Lets take the Samsung 9100 Pro M.2 as an example. It has a sequential read rate of ~6700 MB/s and a 4k random read rate of ~80 MB/s:
https://i.imgur.com/t5scCa3.png
https://ssd.userbenchmark.com/ (click on the orange double arrow to view additional columns)
That is a latency of about 50 µs for a random read, compared to 4-5 ms latency for HDDs.
That’s literally faster to do a full table scan below a particular table size.
At the 4K random reads impacted by the fact that you still cannot switch Samsung SSDs to 4K native clusters?
[dead]
Datacenter storage will generally not be using M.2 client drives. They employ optimizations that win many benchmarks but sacrifice on consistency multiple dimensions (power loss protection, write performance degrades as they fill, perhaps others).
With SSDs, the write pattern is very important to read performance.
Datacenter and enterprise class drives tend to have a maximum transfer size of 128k, which is seemingly the NAND block size. A block is the thing that needs to be erased before rewriting.
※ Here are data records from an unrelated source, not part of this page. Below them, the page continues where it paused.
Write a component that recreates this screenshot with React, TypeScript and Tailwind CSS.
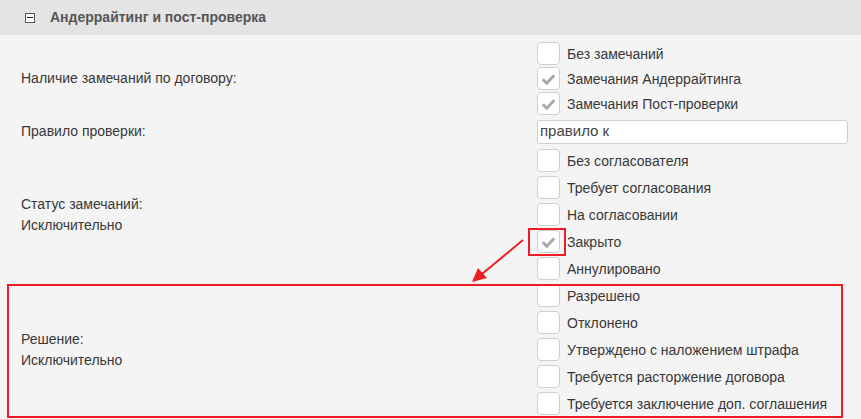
import React from "react";

const Check = ({ checked }: { checked?: boolean }) => (
  <div className="w-[23px] h-[23px] rounded-[4px] border border-[#cfcfcf] bg-white flex items-center justify-center shrink-0">
    {checked && (
      <svg width="15" height="12" viewBox="0 0 15 12">
        <path d="M1.8 6.3 L5.8 10.2 L13.2 2.3" fill="none" stroke="#a9a9a9" strokeWidth="3" strokeLinejoin="miter" />
      </svg>
    )}
  </div>
);

const Item = ({ label, checked, h }: { label: string; checked?: boolean; h: string }) => (
  <div className={`flex items-center gap-[7px] ${h}`}>
    <Check checked={checked} />
    <span className="pt-[2px]">{label}</span>
  </div>
);

export default function App() {
  return (
    <div className="relative w-[861px] h-[419px] bg-[#f4f4f4] text-[14px] text-[#383838] overflow-hidden" style={{ fontFamily: '"Liberation Sans", Arial, sans-serif' }}>
      <div className="h-[35px] bg-[#e4e4e4] flex items-center pl-[25px]">
        <div className="w-[10px] h-[10px] border border-[#555] bg-white flex items-center justify-center">
          <div className="w-[6px] h-[1px] bg-[#222]" />
        </div>
        <span className="ml-[15px] font-bold text-[#555]">Андеррайтинг и пост-проверка</span>
      </div>
      <div className="pt-[6px] grid grid-cols-[537px_1fr]">
        <div className="flex items-center pl-[21px]">Наличие замечаний по договору:</div>
        <div>
          <Item h="h-[25px]" label="Без замечаний" />
          <Item h="h-[25px]" label="Замечания Андеррайтинга" checked />
          <Item h="h-[25px]" label="Замечания Пост-проверки" checked />
        </div>
        <div className="flex items-center pl-[21px]">Правило проверки:</div>
        <div className="h-[31px] flex items-center">
          <div className="w-[311px] h-[24px] rounded-[3px] border border-[#cfcfcf] bg-white flex items-center pl-[2px] text-[15px] text-[#444]">правило к</div>
        </div>
        <div className="flex flex-col justify-center pl-[21px] leading-[21px]">
          <div>Статус замечаний:</div>
          <div>Исключительно</div>
        </div>
        <div>
          <Item h="h-[27px]" label="Без согласователя" />
          <Item h="h-[27px]" label="Требует согласования" />
          <Item h="h-[27px]" label="На согласовании" />
          <Item h="h-[27px]" label="Закрыто" checked />
          <Item h="h-[27px]" label="Аннулировано" />
        </div>
        <div className="flex flex-col justify-center pl-[21px] leading-[21px]">
          <div>Решение:</div>
          <div>Исключительно</div>
        </div>
        <div>
          <Item h="h-[27px]" label="Разрешено" />
          <Item h="h-[27px]" label="Отклонено" />
          <Item h="h-[27px]" label="Утверждено с наложением штрафа" />
          <Item h="h-[27px]" label="Требуется расторжение договора" />
          <Item h="h-[27px]" label="Требуется заключение доп. соглашения" />
        </div>
      </div>
      <div className="absolute left-[7px] top-[284px] w-[836px] h-[134px] border-2 border-[#ee1c25]" />
      <div className="absolute left-[528px] top-[228px] w-[38px] h-[28px] border-2 border-[#ee1c25]" />
      <svg className="absolute left-0 top-0" width="861" height="419">
        <line x1="523" y1="240" x2="482" y2="274" stroke="#ee1c25" strokeWidth="2" />
        <polygon points="472,282 478,268 487,278" fill="#ee1c25" />
      </svg>
    </div>
  );
}
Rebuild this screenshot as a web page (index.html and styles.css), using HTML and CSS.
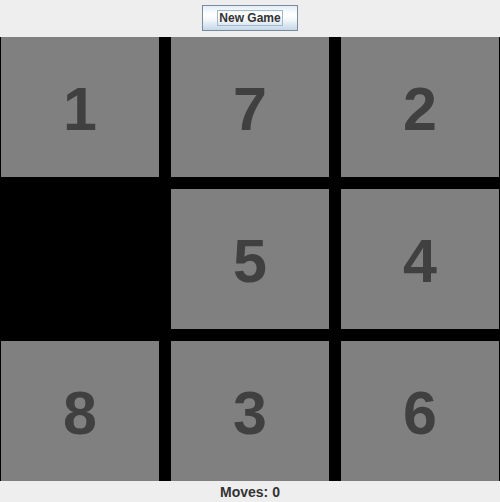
FILE: index.html
```html
<!DOCTYPE html>
<html>
<head>
<meta charset="utf-8">
<link rel="stylesheet" href="styles.css">
</head>
<body>
<div class="app">
  <div class="topbar">
    <button class="btn"><span class="focus">New Game</span></button>
  </div>
  <div class="board">
    <div class="tile">1</div>
    <div class="tile">7</div>
    <div class="tile">2</div>
    <div class="tile empty"></div>
    <div class="tile">5</div>
    <div class="tile">4</div>
    <div class="tile">8</div>
    <div class="tile">3</div>
    <div class="tile">6</div>
  </div>
  <div class="status">Moves: 0</div>
</div>
</body>
</html>
```
FILE: styles.css
```css
html, body {
  margin: 0;
  padding: 0;
  background: #eeeeee;
}
.app {
  width: 500px;
  height: 502px;
  display: flex;
  flex-direction: column;
  font-family: "Liberation Sans", Arial, sans-serif;
}
.topbar {
  height: 37px;
  display: flex;
  justify-content: center;
  align-items: flex-start;
  padding-top: 5px;
  box-sizing: border-box;
}
.btn {
  width: 96px;
  height: 26px;
  margin: 0;
  padding: 0;
  border: 1px solid #7a8a99;
  border-radius: 0;
  background: linear-gradient(to bottom, #e4edf6 0%, #ffffff 35%, #f6f9fc 55%, #c4d7ea 100%);
  font-family: "Liberation Sans", Arial, sans-serif;
  font-weight: bold;
  font-size: 12px;
  color: #333333;
  display: flex;
  justify-content: center;
  align-items: center;
}
.focus {
  border: 1px solid #a3b8cc;
  padding: 1px 1px;
  line-height: 12px;
}
.board {
  height: 444px;
  background: #000000;
  padding: 0 1px;
  display: grid;
  grid-template-columns: repeat(3, 158px);
  grid-template-rows: repeat(3, 140px);
  column-gap: 12px;
  row-gap: 12px;
}
.tile {
  background: #808080;
  color: #404040;
  font-weight: bold;
  font-size: 61px;
  padding-top: 4px;
  box-sizing: border-box;
  display: flex;
  justify-content: center;
  align-items: center;
}
.tile.empty {
  background: #000000;
}
.status {
  flex: 1;
  display: flex;
  justify-content: center;
  align-items: center;
  font-weight: bold;
  font-size: 14px;
  color: #333333;
}
```
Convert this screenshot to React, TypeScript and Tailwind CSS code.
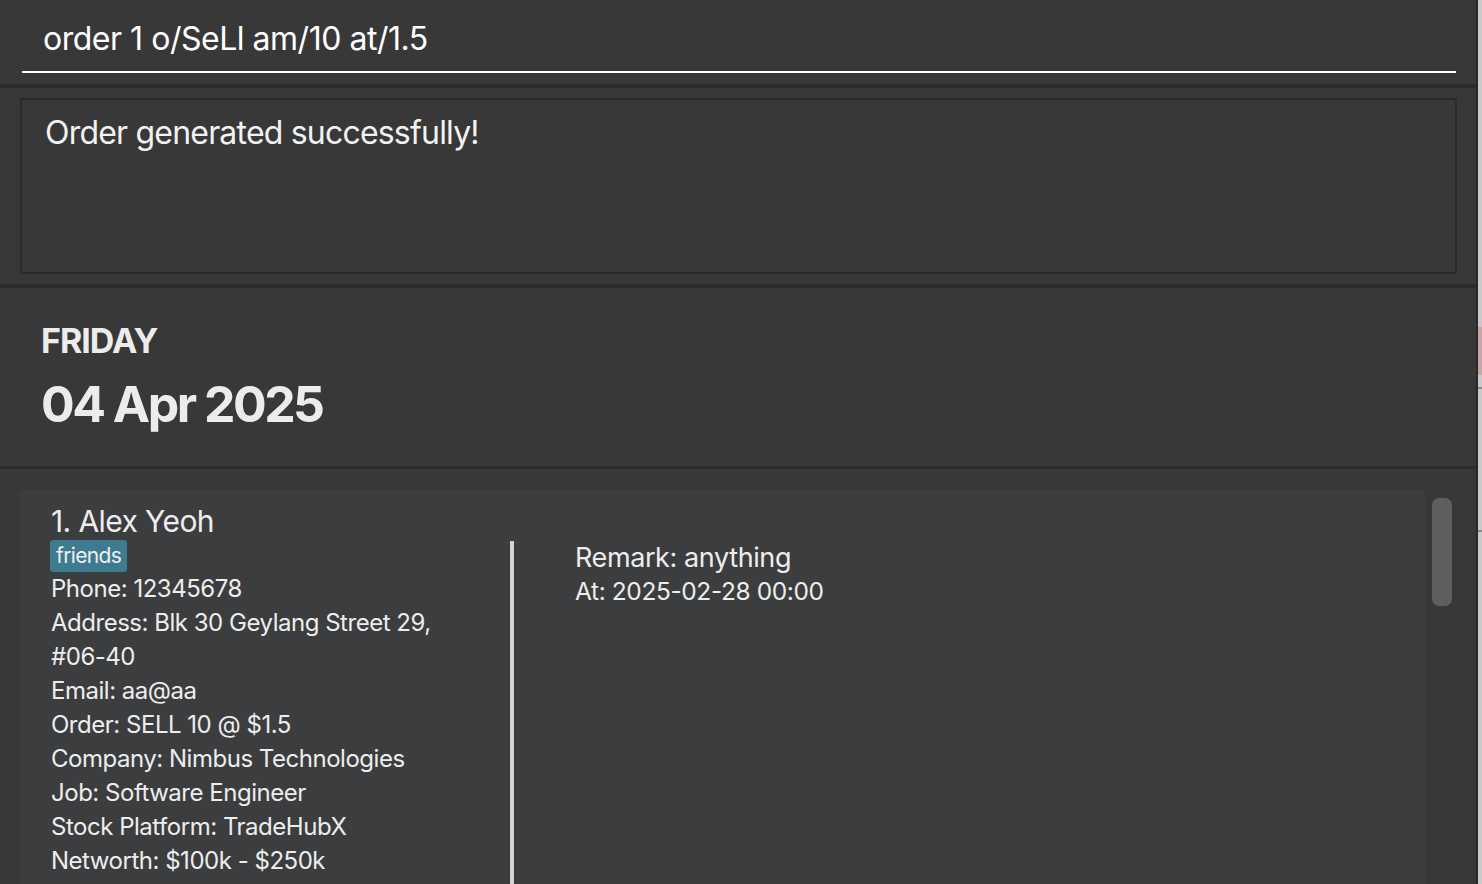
import React from "react";

export default function App() {
  const font = { fontFamily: "Inter, 'Noto Sans', sans-serif" };
  const lines = [
    "Phone: 12345678",
    "Address: Blk 30 Geylang Street 29, #06-40",
    "Email: aa@aa",
    "Order: SELL 10 @ $1.5",
    "Company: Nimbus Technologies",
    "Job: Software Engineer",
    "Stock Platform: TradeHubX",
    "Networth: $100k - $250k",
  ];
  return (
    <div className="flex h-[884px] w-[1482px] overflow-hidden bg-[#383838]" style={font}>
      <div className="flex w-[1478px] flex-col border-r-2 border-[#2a2a2a]">
        {/* command box */}
        <div className="h-[84px] pl-[22px] pr-[20px] pt-[10px]">
          <div className="flex h-[63px] items-center border-b-2 border-white pb-[4px] pl-[21px] text-[32px] tracking-[-0.015em] text-white">
            order 1 o/SeLl am/10 at/1.5
          </div>
        </div>
        <div className="h-[4px] bg-[#2b2b2b]" />
        {/* result box */}
        <div className="h-[196px] pl-[20px] pr-[19px] py-[10px]">
          <div className="h-full border-2 border-[#2b2b2b] pl-[23px] pt-[12px] text-[32px] leading-[42px] tracking-[-0.025em] text-[#f2f2f2]">
            Order generated successfully!
          </div>
        </div>
        <div className="h-[4px] bg-[#2b2b2b]" />
        {/* date */}
        <div className="flex h-[178px] flex-col px-[41px] pt-[33px] font-bold text-[#ececec]">
          <div className="text-[34px] leading-[40px] tracking-[-0.03em]">FRIDAY</div>
          <div className="mt-[13px] text-[50px] leading-[60px] tracking-[-0.05em]">04 Apr 2025</div>
        </div>
        <div className="h-[3px] bg-[#2b2b2b]" />
        {/* list */}
        <div className="flex flex-1 pl-[20px] pt-[21px]">
          <div className="flex w-[1405px] bg-[#3c3d3f] pl-[31px] pt-[13px] text-[#ededed]">
            <div className="flex w-[459px] flex-col">
              <div className="text-[30px] leading-[36px] tracking-[-0.02em]">1. Alex Yeoh</div>
              <div className="mt-[1px] flex">
                <span className="-ml-[1px] flex h-[32px] items-center rounded-[3px] bg-[#3e7b91] px-[6px] text-[21px] tracking-[-0.03em] text-[#f0f0f0]">
                  friends
                </span>
              </div>
              <div className="w-[440px] text-[24px] leading-[34px] tracking-[-0.02em]">
                {lines.map((l) => (
                  <div key={l}>{l}</div>
                ))}
              </div>
            </div>
            <div className="mt-[38px] w-[4px] self-stretch bg-[#d4d4d4]" />
            <div className="flex flex-col pl-[61px] pt-[38px] tracking-[-0.025em]">
              <div className="text-[27px] leading-[34px]">Remark: anything</div>
              <div className="text-[24.5px] leading-[32px]">At: 2025-02-28 00:00</div>
            </div>
          </div>
          <div className="flex w-[51px] justify-start pl-[7px] pt-[8px]">
            <div className="h-[108px] w-[20px] rounded-[7px] bg-[#5e5e5e]" />
          </div>
        </div>
      </div>
      <div className="flex w-[4px] flex-col bg-[#cacaca]">
        <div className="h-[327px]" />
        <div className="h-[48px] bg-[#c9a5a7]" />
        <div className="h-[12px]" />
        <div className="h-[2px] bg-[#8a8a8a]" />
        <div className="h-[141px]" />
        <div className="h-[2px] bg-[#8a8a8a]" />
      </div>
    </div>
  );
}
Most drives seem to have an indirection unit size of 4k. If a write is not a multiple of the IU size or not aligned, the drive will have to do a read-modify-write. It is the IU size that is most relevant to filesystem block size.
If a small write happens atop a block that was fully written with one write, a read of that LBA range will lead to at least two NAND reads until garbage collection fixes it.
If all writes are done such that they are 128k aligned, sequential reads will be optimal and with sufficient queue depth random 128k reads may match sequential read speed. Depending on the drive, sequential reads may retain an edge due to the drive’s read ahead. My own benchmarks of gen4 U.2 drives generally backs up these statements.
At these speeds, the OS or app performing buffered reads may lead to reduced speed because cache management becomes relatively expensive. Testing should be done with direct IO using libaio or similar.